Yes, that would be my pride talking. I know it’s offensive and not even true, but it still feels like being pushed back on my heels… toward the rocker… the wheelchair… the bed with rails, buttons, and a motor. It’s a slippery slope and I’m not giving an inch that isn’t taken from me.
Do what you can do; Be happy with what you can do.
With peace in my spirit, I accept this for yoga. In that studio, I have no pride. And I am a far better yogini than I am a runner. Why does my pride assert itself out there? If I can fall over on the mat and laugh, why do I feel self-conscious slowing to a vigorous walk? Especially when most of the people I’m passing don’t even do that (and it shows). A brisk, focused walk ~even with no running at all, if the joints won’t abide it~ is a worthy addition to any day otherwise spent sitting on one’s duff.
There.
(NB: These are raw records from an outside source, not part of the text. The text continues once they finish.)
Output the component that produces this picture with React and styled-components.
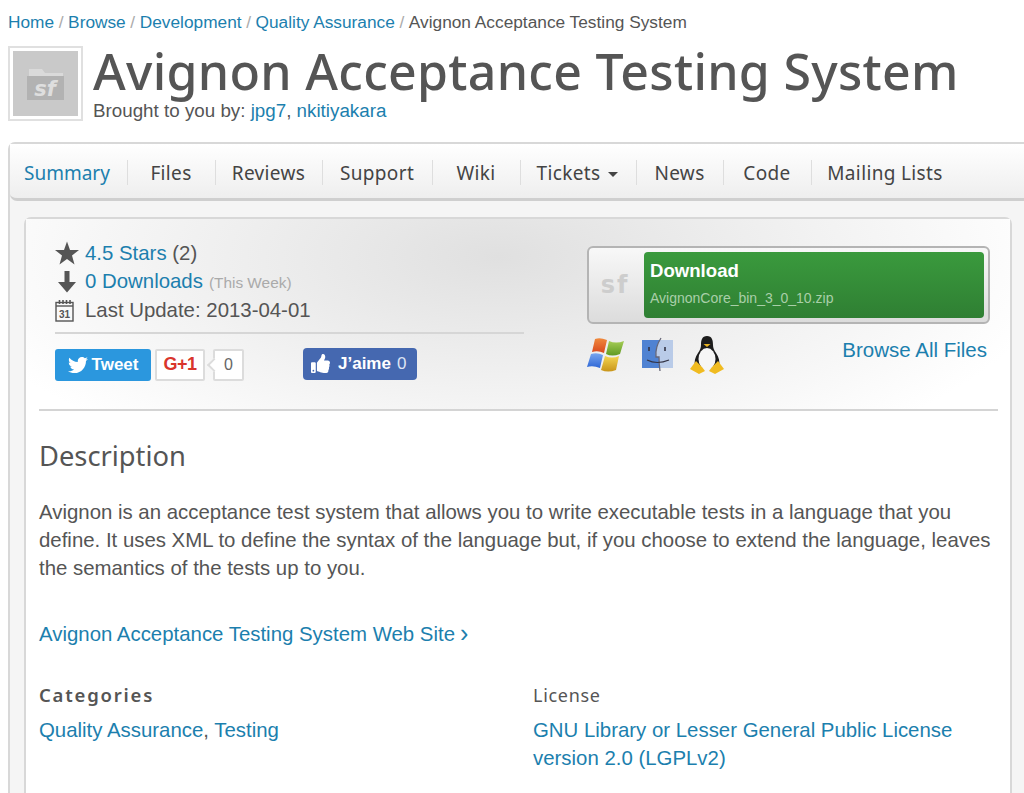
import React from 'react';
import styled, { createGlobalStyle } from 'styled-components';
import { FaTwitter, FaThumbsUp } from 'react-icons/fa';

const Global = createGlobalStyle`
  html, body { margin: 0; padding: 0; height: 793px; overflow: hidden; background: #fff; }
  body { font-family: "Liberation Sans", Arial, sans-serif; color: #555; }
  a { color: #1c7fae; text-decoration: none; }
`;

const heading = `"Noto Sans", "Open Sans", sans-serif`;

const Page = styled.div`
  padding-left: 8px;
  width: 1016px;
  height: 793px;
  overflow: hidden;
`;

const Crumbs = styled.div`
  height: 46px;
  box-sizing: border-box;
  padding-top: 13px;
  font-size: 17.3px;
  line-height: 19px;
  white-space: nowrap;
  color: #555;
  span { color: #aaa; margin: 0 4.6px; }
`;

const Head = styled.div`
  display: flex;
  height: 96px;
`;

const Logo = styled.div`
  width: 75px;
  height: 75px;
  box-sizing: border-box;
  border: 2px solid #e0e0e0;
  padding: 3px;
  margin-right: 10px;
  background: #fff;
  div {
    width: 100%;
    height: 100%;
    background: #c9c9c9;
    display: flex;
    align-items: center;
    justify-content: center;
  }
`;

const TitleBlock = styled.div`
  white-space: nowrap;
`;

const Title = styled.h1`
  margin: -1px 0 0;
  font-family: ${heading};
  font-weight: 500;
  font-size: 50px;
  line-height: 52px;
  letter-spacing: 0.3px;
  color: #555;
`;

const By = styled.div`
  margin-top: 3px;
  font-size: 18.8px;
  line-height: 22px;
  color: #555;
`;

const Frame = styled.div`
  box-sizing: border-box;
  height: 660px;
  width: 1040px;
  background: #f5f5f5;
  border-left: 2px solid #d8d8d8;
  border-top: 2px solid #d8d8d8;
  border-radius: 7px 0 0 0;
`;

const Nav = styled.nav`
  height: 57px;
  box-sizing: border-box;
  display: flex;
  align-items: center;
  padding-top: 3px;
  background: linear-gradient(#fff, #eeeeee);
  border-bottom: 3px solid #cfcfcf;
  border-radius: 0 0 0 7px;
`;

const Tab = styled.a`
  display: flex;
  align-items: center;
  justify-content: ${p => (p.$first ? 'flex-start' : 'center')};
  box-sizing: border-box;
  flex: none;
  width: ${p => p.$w}px;
  height: 25px;
  padding-left: ${p => (p.$first ? 14 : 0)}px;
  padding-right: ${p => (p.$first ? 0 : 1)}px;
  border-right: ${p => (p.$last ? 'none' : '1px solid #dedede')};
  font-family: ${heading};
  font-size: 19px;
  letter-spacing: ${p => (p.$first ? 0 : 0.35)}px;
  white-space: nowrap;
  color: ${p => (p.$first ? '#1c7fae' : '#444')};
`;

const Caret = styled.i`
  width: 0;
  height: 0;
  margin-left: 8px;
  margin-right: 1px;
  margin-top: 3px;
  border-left: 5.5px solid transparent;
  border-right: 5.5px solid transparent;
  border-top: 5px solid #444;
`;

const Panel = styled.div`
  box-sizing: border-box;
  width: 988px;
  margin: 16px 0 0 14px;
  height: 600px;
  background: #fff;
  border: 2px solid #d8d8d8;
  border-radius: 7px 7px 0 0;
`;

const Summary = styled.div`
  height: 190px;
  box-sizing: border-box;
  display: flex;
  padding-left: 29px;
  background: radial-gradient(ellipse 560px 230px at 48% 20%, #e0e0e0, #ffffff);
`;

const Rule = styled.div`
  height: 2px;
  background: #d4d4d4;
  margin: 0 12px 0 13px;
`;

const Stats = styled.div`
  width: 469px;
  padding-top: 20px;
`;

const Stat = styled.div`
  display: flex;
  align-items: center;
  height: 28.5px;
  font-size: 20.4px;
  color: #555;
  white-space: nowrap;
  svg { width: 24px; flex: none; margin-right: 6px; }
  small { font-size: 15.4px; color: #aaa; margin-left: 6px; margin-top: 2px; }
`;

const Social = styled.div`
  border-top: 2px solid #d6d6d6;
  margin-top: 7px;
  padding-top: 15px;
  display: flex;
  align-items: flex-start;
`;

const Tweet = styled.div`
  display: flex;
  align-items: center;
  justify-content: center;
  gap: 4px;
  width: 96px;
  height: 32px;
  background: #2b97de;
  border-radius: 3px;
  color: #fff;
  font-weight: 700;
  font-size: 17px;
`;

const Plus = styled.div`
  display: flex;
  align-items: center;
  justify-content: center;
  width: 50px;
  height: 32px;
  box-sizing: border-box;
  margin-left: 4px;
  background: #fff;
  border: 2px solid #dcdcdc;
  border-radius: 2px;
  color: #d9352c;
  font-weight: 700;
  font-size: 18px;
  letter-spacing: -0.5px;
`;

const Count = styled.div`
  position: relative;
  width: 31px;
  height: 32px;
  box-sizing: border-box;
  margin-left: 8px;
  background: #fff;
  border: 2px solid #dcdcdc;
  border-radius: 2px;
  display: flex;
  align-items: center;
  justify-content: center;
  font-size: 16px;
  color: #666;
  &::before {
    content: '';
    position: absolute;
    left: -6px;
    top: 9px;
    width: 8px;
    height: 8px;
    background: #fff;
    border-left: 2px solid #dcdcdc;
    border-bottom: 2px solid #dcdcdc;
    transform: rotate(45deg);
  }
`;

const Like = styled.div`
  display: flex;
  align-items: center;
  gap: 8px;
  box-sizing: border-box;
  padding-left: 8px;
  width: 114px;
  height: 32px;
  margin: -1px 0 0 59px;
  background: #4568b0;
  border-radius: 4px;
  color: #fff;
  font-weight: 700;
  font-size: 17px;
  span { font-weight: 400; margin-left: -2px; color: #dde4f3; }
`;

const Side = styled.div`
  width: 403px;
  margin-left: 63px;
  padding-top: 27px;
`;

const DownloadBox = styled.div`
  display: flex;
  box-sizing: border-box;
  height: 78px;
  padding: 4px 4px 4px 5px;
  background: linear-gradient(#f8f8f8, #dcdcdc);
  border: 2px solid #b4b4b4;
  border-radius: 6px;
`;

const SfMark = styled.div`
  width: 50px;
  box-sizing: border-box;
  padding-right: 8px;
  display: flex;
  align-items: center;
  justify-content: center;
  font-family: "DejaVu Sans", sans-serif;
  font-weight: 700;
  font-size: 24px;
  letter-spacing: 2px;
  color: #cdcdcd;
`;

const GreenButton = styled.div`
  flex: 1;
  border-radius: 4px;
  background: linear-gradient(#3a9a3d, #2f7f33);
  padding: 6px 6px;
  color: #fff;
  h4 { margin: 0; font-size: 18.6px; line-height: 26px; font-weight: 700; }
  p { margin: 5px 0 0; font-size: 14px; line-height: 18px; color: #a9cfa9; }
`;

const OsRow = styled.div`
  display: flex;
  align-items: center;
  gap: 16px;
  margin-top: 12px;
  svg { flex: none; display: block; }
  a { margin-left: auto; margin-right: 3px; margin-top: -11px; font-size: 20.5px; }
`;

const Body = styled.div`
  padding: 0 13px;
`;

const H2 = styled.h2`
  margin: 28px 0 25px;
  font-family: ${heading};
  font-weight: 400;
  font-size: 27.3px;
  line-height: 34px;
  color: #555;
`;

const P = styled.p`
  margin: 0;
  font-size: 20.4px;
  line-height: 28px;
  color: #555;
`;

const Site = styled.a`
  display: flex;
  align-items: center;
  margin-top: 38px;
  font-size: 20.4px;
  line-height: 28px;
  i { font-style: normal; font-size: 25px; line-height: 24px; margin: -3px 0 0 5px; }
`;

const Cols = styled.div`
  display: flex;
  margin-top: 33px;
`;

const Col = styled.div`
  flex: none;
  width: 494px;
  h3 {
    margin: 0 0 7px;
    font-family: ${heading};
    font-size: ${p => (p.$bold ? 18.5 : 18)}px;
    line-height: 28px;
    letter-spacing: ${p => (p.$bold ? 1.8 : 0.7)}px;
    font-weight: ${p => (p.$bold ? 600 : 400)};
    color: #555;
  }
  div { font-size: 20.4px; line-height: 28px; color: #555; }
`;

const StarIcon = () => (
  <svg viewBox="0 0 24 24" height="24">
    <polygon fill="#555" points="12,0.5 15,9 24,9 17,14.6 19.5,23.5 12,18 4.5,23.5 7,14.6 0,9 9,9" />
  </svg>
);

const DownIcon = () => (
  <svg viewBox="0 0 24 24" height="24">
    <path fill="#555" d="M9.5 1h5v11h6.5l-9 10.5-9-10.5h6.5z" />
  </svg>
);

const CalIcon = () => (
  <svg viewBox="2.5 0 19 23" height="23" preserveAspectRatio="xMinYMid">
    <rect x="3.5" y="3.5" width="17" height="18.5" fill="none" stroke="#555" strokeWidth="1.4" />
    <path d="M3.5 7h17" stroke="#555" strokeWidth="1.4" />
    <path d="M7 1v4M10.5 1v4M14 1v4M17.5 1v4" stroke="#555" strokeWidth="1.6" />
    <text x="12" y="19" textAnchor="middle" fontSize="10" fontWeight="700" fontFamily="Liberation Sans" fill="#555">31</text>
  </svg>
);

const FolderIcon = () => (
  <svg width="38" height="34" viewBox="0 0 38 34">
    <path fill="#dadada" d="M2 2h13l3 4h18v5H2z" />
    <rect x="0" y="9" width="37" height="24" fill="#b2b2b2" />
    <text x="18" y="29" textAnchor="middle" fontSize="21" fontWeight="700" fontStyle="italic" fontFamily="DejaVu Sans" fill="#dedede">sf</text>
  </svg>
);

const WinIcon = () => (
  <svg width="38" height="36" viewBox="0 0 38 36">
    <defs>
      <linearGradient id="wr" x1="0" y1="0" x2="0" y2="1"><stop offset="0" stopColor="#f08a3c" /><stop offset="1" stopColor="#d9481f" /></linearGradient>
      <linearGradient id="wg" x1="0" y1="0" x2="0" y2="1"><stop offset="0" stopColor="#a5cc55" /><stop offset="1" stopColor="#5f9a22" /></linearGradient>
      <linearGradient id="wb" x1="0" y1="0" x2="0" y2="1"><stop offset="0" stopColor="#79a6ee" /><stop offset="1" stopColor="#2d66d6" /></linearGradient>
      <linearGradient id="wy" x1="0" y1="0" x2="0" y2="1"><stop offset="0" stopColor="#f3d550" /><stop offset="1" stopColor="#c9951a" /></linearGradient>
    </defs>
    <path fill="url(#wr)" d="M8 2q5-2 12 1l-3 13q-6-3-12-1z" />
    <path fill="url(#wg)" d="M22 4q7 3 15 0l-4 13q-8 3-14 0z" />
    <path fill="url(#wb)" d="M4 17q6-2 12 1l-3 13q-7-3-13-1z" />
    <path fill="url(#wy)" d="M18 19q7 3 14 0l-3 14q-8 3-15 0z" />
  </svg>
);

const FinderIcon = () => (
  <svg width="33" height="36" viewBox="0 0 33 36">
    <rect x="1" y="3" width="31" height="28" fill="#b9cbe8" />
    <path fill="#4f82d2" d="M1 3h18q-5 8-4 17h3v11H1z" />
    <path d="M20 1q-6 9-5 19h3q0 7 1 14" fill="none" stroke="#667" strokeWidth="1.3" />
    <path d="M8 10v4M24 10v4" stroke="#334" strokeWidth="1.6" />
    <path d="M6 23q10 5 22 0" fill="none" stroke="#334" strokeWidth="1.2" />
  </svg>
);

const TuxIcon = () => (
  <svg width="34" height="38" viewBox="0 0 34 38">
    <path fill="#1c1c1c" d="M17 0c-5 0-6 4-6 9 0 3-1 5-3 8-3 4-4 9-3 13h24c1-4 0-9-3-13-2-3-3-5-3-8 0-5-1-9-6-9z" />
    <ellipse cx="17" cy="23" rx="8.5" ry="11" fill="#f6f6f6" />
    <path fill="#e9b320" d="M13.5 8h7l-3.5 3z" />
    <path fill="#f0bb20" d="M0 33l6-8 6 6 3 4-6 3zM34 33l-6-8-6 6-3 4 6 3z" />
  </svg>
);

export default function App() {
  return (
    <Page>
      <Global />
      <Crumbs>
        <a href="#">Home</a><span>/</span><a href="#">Browse</a><span>/</span><a href="#">Development</a><span>/</span><a href="#">Quality Assurance</a><span>/</span>Avignon Acceptance Testing System
      </Crumbs>
      <Head>
        <Logo><div><FolderIcon /></div></Logo>
        <TitleBlock>
          <Title>Avignon Acceptance Testing System</Title>
          <By>Brought to you by: <a href="#">jpg7</a>, <a href="#">nkitiyakara</a></By>
        </TitleBlock>
      </Head>
      <Frame>
        <Nav>
          <Tab $first $w={118}>Summary</Tab>
          <Tab $w={88}>Files</Tab>
          <Tab $w={107}>Reviews</Tab>
          <Tab $w={110}>Support</Tab>
          <Tab $w={88}>Wiki</Tab>
          <Tab $w={116}>Tickets<Caret /></Tab>
          <Tab $w={87}>News</Tab>
          <Tab $w={88}>Code</Tab>
          <Tab $last $w={147}>Mailing Lists</Tab>
        </Nav>
        <Panel>
          <Summary>
            <Stats>
              <Stat><StarIcon /><a href="#">4.5 Stars</a>&nbsp;(2)</Stat>
              <Stat><DownIcon /><a href="#">0 Downloads</a><small>(This Week)</small></Stat>
              <Stat><CalIcon />Last Update: 2013-04-01</Stat>
              <Social>
                <Tweet><FaTwitter size={20} />Tweet</Tweet>
                <Plus>G+1</Plus>
                <Count>0</Count>
                <Like><FaThumbsUp size={19} />J’aime <span>0</span></Like>
              </Social>
            </Stats>
            <Side>
              <DownloadBox>
                <SfMark>sf</SfMark>
                <GreenButton>
                  <h4>Download</h4>
                  <p>AvignonCore_bin_3_0_10.zip</p>
                </GreenButton>
              </DownloadBox>
              <OsRow>
                <WinIcon />
                <FinderIcon />
                <TuxIcon />
                <a href="#">Browse All Files</a>
              </OsRow>
            </Side>
          </Summary>
          <Rule />
          <Body>
            <H2>Description</H2>
            <P>Avignon is an acceptance test system that allows you to write executable tests in a language that you define. It uses XML to define the syntax of the language but, if you choose to extend the language, leaves the semantics of the tests up to you.</P>
            <Site href="#">Avignon Acceptance Testing System Web Site<i>›</i></Site>
            <Cols>
              <Col $bold>
                <h3>Categories</h3>
                <div><a href="#">Quality Assurance</a>, <a href="#">Testing</a></div>
              </Col>
              <Col>
                <h3>License</h3>
                <div><a href="#">GNU Library or Lesser General Public License<br />version 2.0 (LGPLv2)</a></div>
              </Col>
            </Cols>
          </Body>
        </Panel>
      </Frame>
    </Page>
  );
}
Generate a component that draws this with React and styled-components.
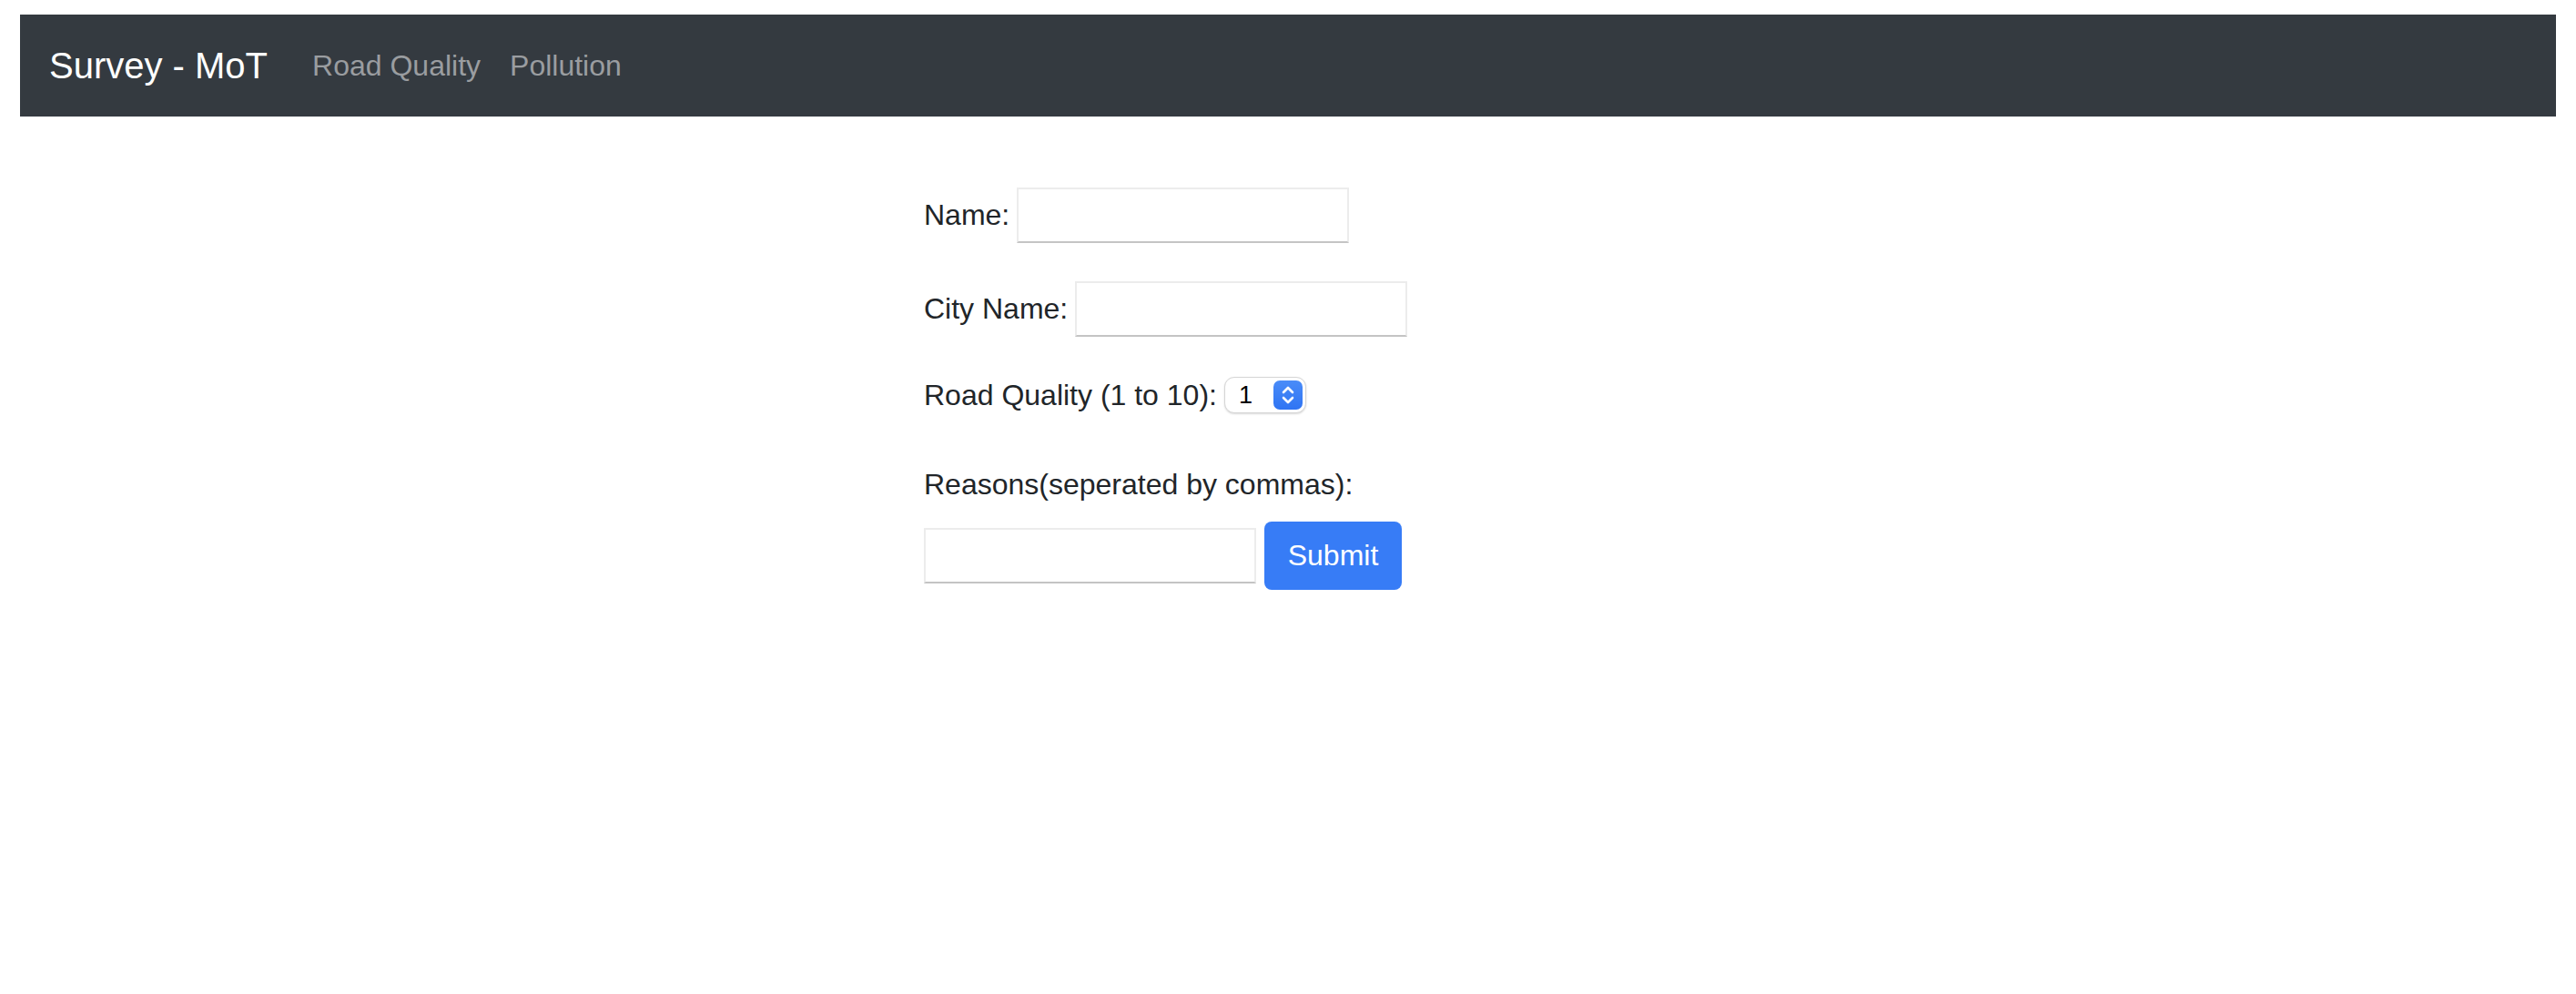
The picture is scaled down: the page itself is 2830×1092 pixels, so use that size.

I will put on the earphones and the playlist where every song is ooo! my favorite, and head out the door to do what I can do and be happy with it.
*Yes, that’s a word. It is the state one is in after the doctor says, “You may experience some discomfort,” which means, “This is going to bloody well hurt and I don’t want to hear about it.”
[And just for Betsy: I definitely understand the why, so… White Bikini White Bikini White Bikini, GO! Thanks, girl.]